Three-month copper on the London Metal Exchange was down 0.1% at $8,760 a metric ton by 1029 GMT, having earlier slipped to $8,716, within touching distance of Monday’s 21-week low of $8,714.

Copper prices are close to the bottom after retreating 5%in a week, one trader said, citing improving fundamentals.

“Lack of concentrates and domestic scrap will carry on to eventually weigh on copper production in China. It will be translated to a drawdown of existing copper stocks in next two months,” the trader said.

Chinese imports of copper concentrates, used by smelters to make copper, dropped to a one-year low of 2.165 million tons in July, data showed on Wednesday.

Mined production from top copper producer Chile remained sluggish while a potential strike at Escondida, the world’s biggest copper mine, is still looming. Operator BHP had turned to the Chilean government for mediation after failing to reach agreement with the union.

Copper losses deepen on investor fears of potential slowdown

Also supporting prices were lower copper stocks in warehouses monitored by the Shanghai Futures Exchange(ShFe). Inventories have fallen 23% since June, reflecting a return of Chinese physical buyers as prices have retreated.

Outside China, however, copper supply remains abundant.

LME copper inventories jumped nearly threefold in less than three months to 294,750 tons on Wednesday.

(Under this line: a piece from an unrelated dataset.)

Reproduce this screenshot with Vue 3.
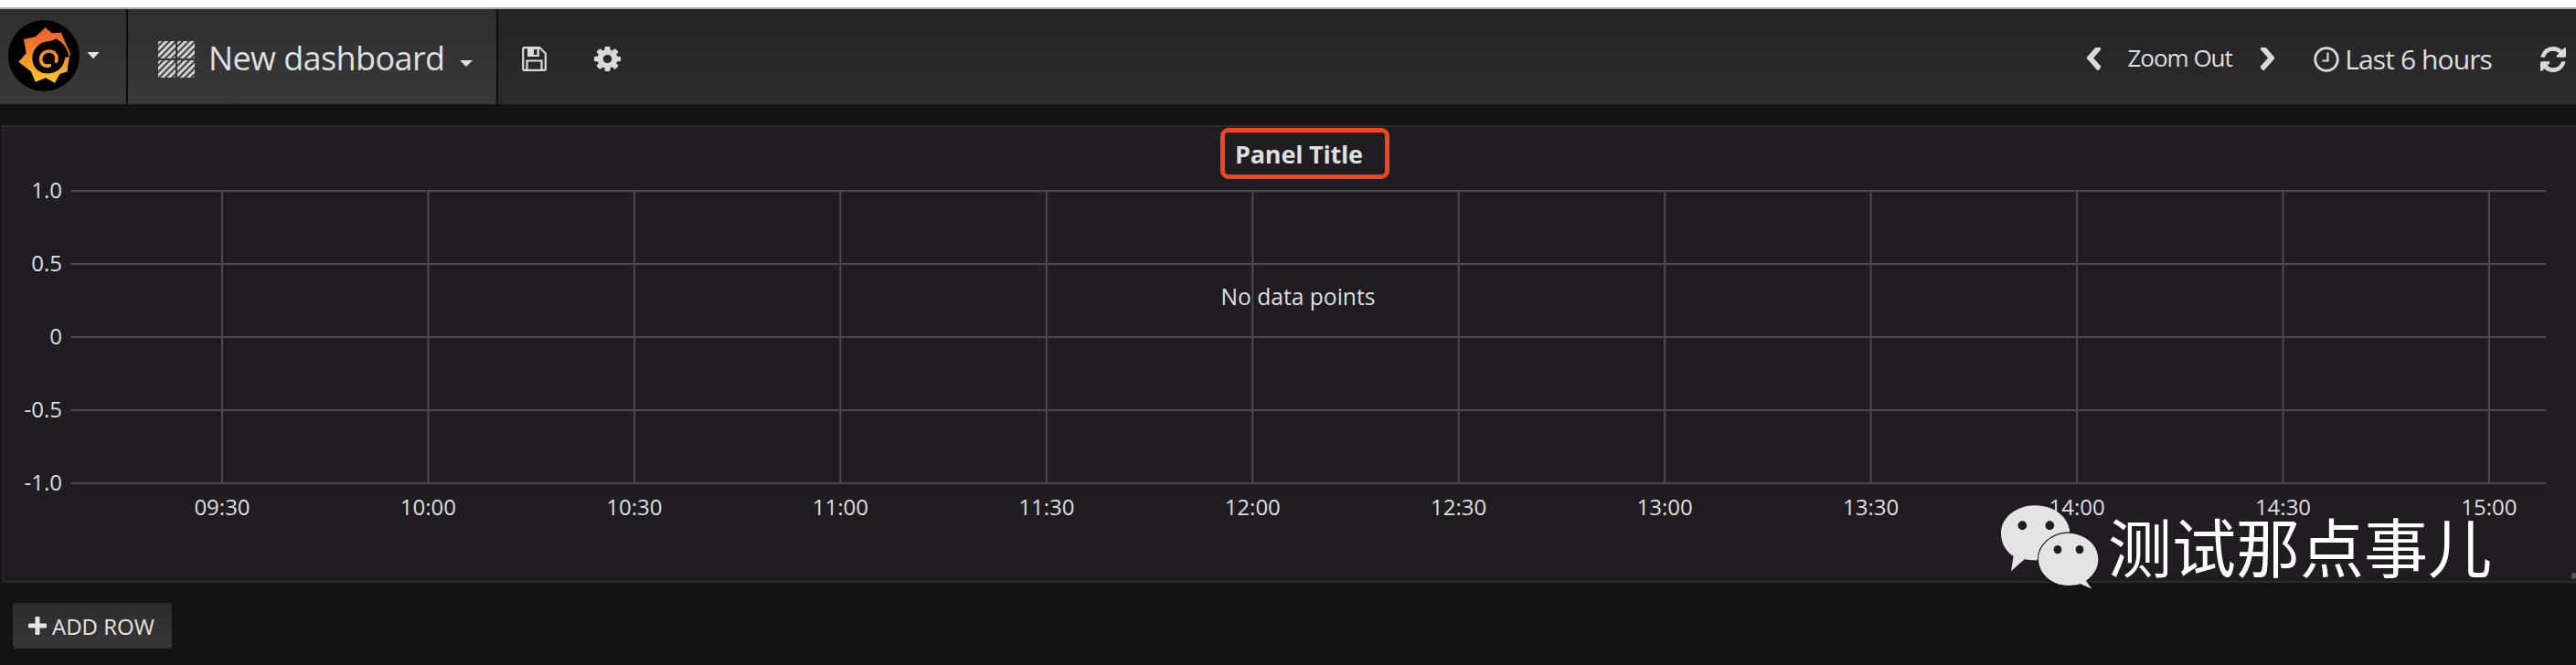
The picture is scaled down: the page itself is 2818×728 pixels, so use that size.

On the macroeconomic front, traders raised their expectations on interest rate cuts from the U.S. Federal Reserve this year after a soft jobs report last week, with nearly 105 basis points of easing expected by the end of the year.

Interest rate cuts could pressure the dollar and make metals cheaper for buyers with other currencies.

Investors were also watching for jobless claims data due later on Thursday because a weaker labour market could support the case for a bigger reduction in borrowing costs.

In other metals, LME aluminium declined 1.1% to $2,261.50 a ton, nickel dropped 1% to $16,140, lead was down 0.6% at $1,956 while tin rose 0.4% to $30,115 and zinc advanced 1.6% to $2,624.5.